Gibt es Best oder Worst Practice Beispiele zum Gendern in der Wissenschaft?

Mir geht es darum, dass wir uns genau anschauen, wie maskulin unsere Sprache generell ist. In meinen Vorträgen teste ich das und zeige die Textzeile: „Prof. Meyer ist eine Koryphäe“. Da denken die meisten an einen Mann. „Prof.“ hat dieses gefühlte Maskulinum in sich. „Koryphäe“ ist ein Femininum, wird aber dennoch mit Männern assoziiert.

Ich erlebe aber auch Leute, die sehr gerne gendern, also überall Gendersternchen setzen und die Nuancen gar nicht wahrnehmen. Ich finde übrigens auch, dass ein Wort wie ‘man’ in wissenschaftlichen Zusammenhängen nichts zu suchen haben. Wer ist dieses ‘man’?  Schreibt nicht ‘man’, sondern schreibt genau, wer das ist.
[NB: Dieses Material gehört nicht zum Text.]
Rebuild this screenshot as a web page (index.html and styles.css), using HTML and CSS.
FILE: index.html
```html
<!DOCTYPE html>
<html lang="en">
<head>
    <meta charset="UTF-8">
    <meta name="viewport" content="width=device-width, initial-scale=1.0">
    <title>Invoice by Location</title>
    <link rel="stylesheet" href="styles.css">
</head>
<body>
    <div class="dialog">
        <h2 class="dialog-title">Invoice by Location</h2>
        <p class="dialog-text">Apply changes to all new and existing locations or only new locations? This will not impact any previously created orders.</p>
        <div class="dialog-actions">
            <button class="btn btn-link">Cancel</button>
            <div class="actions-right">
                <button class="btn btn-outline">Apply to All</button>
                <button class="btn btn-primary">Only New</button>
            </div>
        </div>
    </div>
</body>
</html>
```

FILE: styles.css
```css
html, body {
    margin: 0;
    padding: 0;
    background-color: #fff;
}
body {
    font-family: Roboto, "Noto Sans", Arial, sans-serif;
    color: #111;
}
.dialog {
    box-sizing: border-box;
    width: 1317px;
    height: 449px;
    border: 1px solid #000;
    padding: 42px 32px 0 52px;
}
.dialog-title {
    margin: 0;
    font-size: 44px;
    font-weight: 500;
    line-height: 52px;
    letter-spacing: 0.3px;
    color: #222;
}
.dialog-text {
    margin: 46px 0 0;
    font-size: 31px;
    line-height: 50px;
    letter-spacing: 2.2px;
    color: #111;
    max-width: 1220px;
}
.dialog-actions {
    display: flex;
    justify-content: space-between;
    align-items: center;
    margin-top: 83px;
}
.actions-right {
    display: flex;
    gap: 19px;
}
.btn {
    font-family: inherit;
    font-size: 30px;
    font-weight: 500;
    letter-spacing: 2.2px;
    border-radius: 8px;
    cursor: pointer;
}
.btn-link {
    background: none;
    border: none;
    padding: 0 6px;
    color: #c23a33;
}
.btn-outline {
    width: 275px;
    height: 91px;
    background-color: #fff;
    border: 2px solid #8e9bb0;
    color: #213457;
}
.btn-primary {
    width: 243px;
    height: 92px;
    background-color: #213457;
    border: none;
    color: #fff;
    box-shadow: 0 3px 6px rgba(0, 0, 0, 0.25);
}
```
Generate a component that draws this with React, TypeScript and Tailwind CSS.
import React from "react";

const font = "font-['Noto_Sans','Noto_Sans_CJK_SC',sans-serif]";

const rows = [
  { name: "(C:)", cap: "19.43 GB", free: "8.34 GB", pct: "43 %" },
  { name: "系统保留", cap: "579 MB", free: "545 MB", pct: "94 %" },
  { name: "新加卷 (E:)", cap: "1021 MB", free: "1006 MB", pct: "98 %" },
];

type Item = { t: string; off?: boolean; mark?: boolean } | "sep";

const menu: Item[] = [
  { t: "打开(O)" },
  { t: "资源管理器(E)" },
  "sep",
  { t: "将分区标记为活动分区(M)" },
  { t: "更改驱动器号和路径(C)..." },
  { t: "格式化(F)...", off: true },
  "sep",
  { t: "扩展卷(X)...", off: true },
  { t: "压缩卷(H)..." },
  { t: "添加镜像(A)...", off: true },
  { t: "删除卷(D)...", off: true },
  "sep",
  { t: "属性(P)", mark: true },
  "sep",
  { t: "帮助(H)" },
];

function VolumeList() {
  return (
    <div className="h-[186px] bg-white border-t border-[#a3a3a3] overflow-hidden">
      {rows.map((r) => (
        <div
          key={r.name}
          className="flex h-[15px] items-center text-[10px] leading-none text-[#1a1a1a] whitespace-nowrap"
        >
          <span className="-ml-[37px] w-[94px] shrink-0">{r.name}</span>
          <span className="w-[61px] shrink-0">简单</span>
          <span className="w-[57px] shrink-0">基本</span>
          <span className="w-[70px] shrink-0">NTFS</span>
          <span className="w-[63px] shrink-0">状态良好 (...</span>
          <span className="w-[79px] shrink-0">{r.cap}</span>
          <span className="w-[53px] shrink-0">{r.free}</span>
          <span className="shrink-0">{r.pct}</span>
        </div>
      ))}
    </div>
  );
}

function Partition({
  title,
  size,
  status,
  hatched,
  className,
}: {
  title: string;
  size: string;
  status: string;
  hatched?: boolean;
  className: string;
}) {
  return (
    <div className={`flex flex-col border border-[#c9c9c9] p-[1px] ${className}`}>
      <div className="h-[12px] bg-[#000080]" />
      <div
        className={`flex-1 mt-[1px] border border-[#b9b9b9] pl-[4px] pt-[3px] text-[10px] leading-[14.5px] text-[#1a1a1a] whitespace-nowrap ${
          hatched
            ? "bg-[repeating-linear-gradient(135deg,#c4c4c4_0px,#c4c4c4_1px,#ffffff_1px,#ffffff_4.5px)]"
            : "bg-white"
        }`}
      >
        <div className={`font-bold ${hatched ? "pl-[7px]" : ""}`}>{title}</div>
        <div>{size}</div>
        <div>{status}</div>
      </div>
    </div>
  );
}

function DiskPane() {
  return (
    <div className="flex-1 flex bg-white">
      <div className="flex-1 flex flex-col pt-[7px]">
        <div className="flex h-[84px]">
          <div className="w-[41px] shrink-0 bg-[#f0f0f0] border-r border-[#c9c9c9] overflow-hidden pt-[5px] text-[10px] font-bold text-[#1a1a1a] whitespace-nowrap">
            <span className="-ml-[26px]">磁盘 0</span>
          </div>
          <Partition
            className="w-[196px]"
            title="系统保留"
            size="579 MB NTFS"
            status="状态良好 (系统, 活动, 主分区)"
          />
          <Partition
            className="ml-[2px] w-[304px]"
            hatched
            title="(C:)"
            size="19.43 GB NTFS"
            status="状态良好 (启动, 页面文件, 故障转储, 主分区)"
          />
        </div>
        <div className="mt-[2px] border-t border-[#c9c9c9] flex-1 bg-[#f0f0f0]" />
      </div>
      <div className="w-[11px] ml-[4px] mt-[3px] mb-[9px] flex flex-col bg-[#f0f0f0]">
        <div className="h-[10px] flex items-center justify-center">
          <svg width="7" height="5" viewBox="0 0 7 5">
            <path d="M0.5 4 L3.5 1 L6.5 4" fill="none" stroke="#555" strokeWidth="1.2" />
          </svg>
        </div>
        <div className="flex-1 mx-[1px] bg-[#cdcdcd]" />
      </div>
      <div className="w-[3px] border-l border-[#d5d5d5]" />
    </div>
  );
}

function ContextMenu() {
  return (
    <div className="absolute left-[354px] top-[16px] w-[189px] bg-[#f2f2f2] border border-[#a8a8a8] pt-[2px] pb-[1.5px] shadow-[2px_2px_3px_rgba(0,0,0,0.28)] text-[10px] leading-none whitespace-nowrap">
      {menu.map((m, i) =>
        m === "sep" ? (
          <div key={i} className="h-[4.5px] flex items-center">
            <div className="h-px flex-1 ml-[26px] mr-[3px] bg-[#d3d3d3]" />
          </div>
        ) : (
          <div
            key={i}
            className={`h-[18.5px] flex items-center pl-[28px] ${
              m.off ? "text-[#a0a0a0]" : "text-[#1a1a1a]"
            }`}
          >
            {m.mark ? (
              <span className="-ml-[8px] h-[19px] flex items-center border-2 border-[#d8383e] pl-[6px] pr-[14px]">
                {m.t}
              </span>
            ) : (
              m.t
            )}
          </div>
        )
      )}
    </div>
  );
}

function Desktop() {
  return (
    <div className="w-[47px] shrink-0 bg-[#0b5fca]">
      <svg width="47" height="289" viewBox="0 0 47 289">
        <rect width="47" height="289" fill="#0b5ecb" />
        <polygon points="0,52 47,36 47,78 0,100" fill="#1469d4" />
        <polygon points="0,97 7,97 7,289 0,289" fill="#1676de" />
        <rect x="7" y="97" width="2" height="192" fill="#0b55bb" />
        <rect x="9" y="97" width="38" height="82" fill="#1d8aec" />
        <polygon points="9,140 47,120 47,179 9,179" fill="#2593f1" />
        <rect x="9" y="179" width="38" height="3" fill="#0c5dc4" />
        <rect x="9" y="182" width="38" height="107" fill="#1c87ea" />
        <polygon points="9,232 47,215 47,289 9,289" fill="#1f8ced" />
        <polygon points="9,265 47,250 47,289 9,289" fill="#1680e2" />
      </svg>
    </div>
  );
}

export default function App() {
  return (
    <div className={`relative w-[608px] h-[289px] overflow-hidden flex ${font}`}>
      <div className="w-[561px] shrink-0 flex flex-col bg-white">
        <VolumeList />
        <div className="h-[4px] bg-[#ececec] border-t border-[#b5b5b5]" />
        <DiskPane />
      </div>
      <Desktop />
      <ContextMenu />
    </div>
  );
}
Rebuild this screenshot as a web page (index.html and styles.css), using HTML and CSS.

Im wissenschaftlichen Kontext können wir geschlechtsneutral mit substantivierten Partizipien formulieren, aber auch da müssen wir aufpassen, genau wie beim Gendersternchen. Wir sollten den Plural verwenden. „Wenn eine Forschende ihre Pipette hält“ – dann bin ich im Weiblichen. Nicht-binäre Personen sagen dann vielleicht: „Das ist binär formuliert, und du siehst mich nicht“. Andererseits wollen Frauen sprachlich sichtbar sein, bei geschlechtsneutralen Formulierungen verschwinden sie. Wir müssen immer sehr sorgfältig texten.

„In Absprache mit der Trans-Community sagen auch die Blinden und Sehbehinderten, dass das Gendersternchen das bevorzugte Zeichen sein sollte.“ Christine Olderdissen

Kann geschlechtergerechte Sprache zu Barrieren oder Verständnisschwierigkeiten in der Wissenschaftskommunikation führen  – zum Beispiel für Personen, die auf Texterkennungssoftware angewiesen sind, oder Deutsch als zweite Sprache sprechen?

Ja, das ist ein Problem. Spracherkennungssoftware ist im Prinzip anpassbar, aber wir wissen von Blinden- und Sehbehinderten und deren Verband, dass es hilfreich wäre, wenn wir uns auf ein einziges Genderzeichen einigen. Der Genderdoppelpunkt gilt vielen als barrierearm. Aber Menschen mit einer starken Sehbehinderung können den Doppelpunkt möglicherweise nicht erkennen. Die Überwachungsstelle des Bundes für Barrierefreiheit in der Informationstechnologie hat eine Studie durchgeführt, in der Screenreader getestet wurden. In Absprache mit der Trans-Community sagen auch die Blinden und Sehbehinderten, dass das Gendersternchen das bevorzugte Zeichen sein sollte. Es gibt viele Bedürfnisse, die berücksichtigt werden müssen.

Menschen, die Deutsch lernen, lernen ja, dass wir männliche und weibliche Wörter haben. Und dann gibt es diese komische Sache im Deutschen, dass bei männlichen Personenbezeichnungen manchmal Frauen mitgemeint sein sollen und natürlich auch nicht-binäre, trans-, also alle Menschen. Aber die Wörter sind maskulin und wir müssen ein wenig raten, sind nur Männer gemeint oder wir alle? Wenn sie das verstanden haben, kann ich ihnen sagen: „Weißt du, damit es klarer wird, können wir einen Stern setzen und dann sind wirklich alle gemeint.“ Das kann man lernen. Was schwieriger ist, ist die Grammatik im Singular. Schon wir als Muttersprachler*innen bekommen das beim Gendern nicht gut hin.

Die Debatte um das Gendern wird teilweise sehr aggressiv geführt. Was auffällt, ist, dass der Ton der Beiträge bei Genderleicht.de von viel Leichtigkeit und Humor geprägt ist. Tut Humor der angespannten Genderdebatte gut? 

Wir sollten einfach nett zueinander sein und auch akzeptieren, dass der eine mit generischem Maskulinum spricht, bei der anderen hören wir in jedem dritten Satz das Genderzeichen. Es ist auch immer eine kleine Botschaft dabei. Wo stehe ich? Wie halte ich es damit? Lasst uns einfach so reden, wie uns der Schnabel gewachsen ist. Ein bisschen Humor tut dabei gut.

Bundeskanzler Scholz hat sich im Sommer in einem Interview zum Gendern geäußert. Eigentlich ging es um die Frage, wie kompromissbereit wir alle eigentlich sein müssten. Er sagte, die einen reden so und die anderen so, und er wünsche sich im gesellschaftlichen Kontext mehr Gelassenheit. Das sehe ich genauso.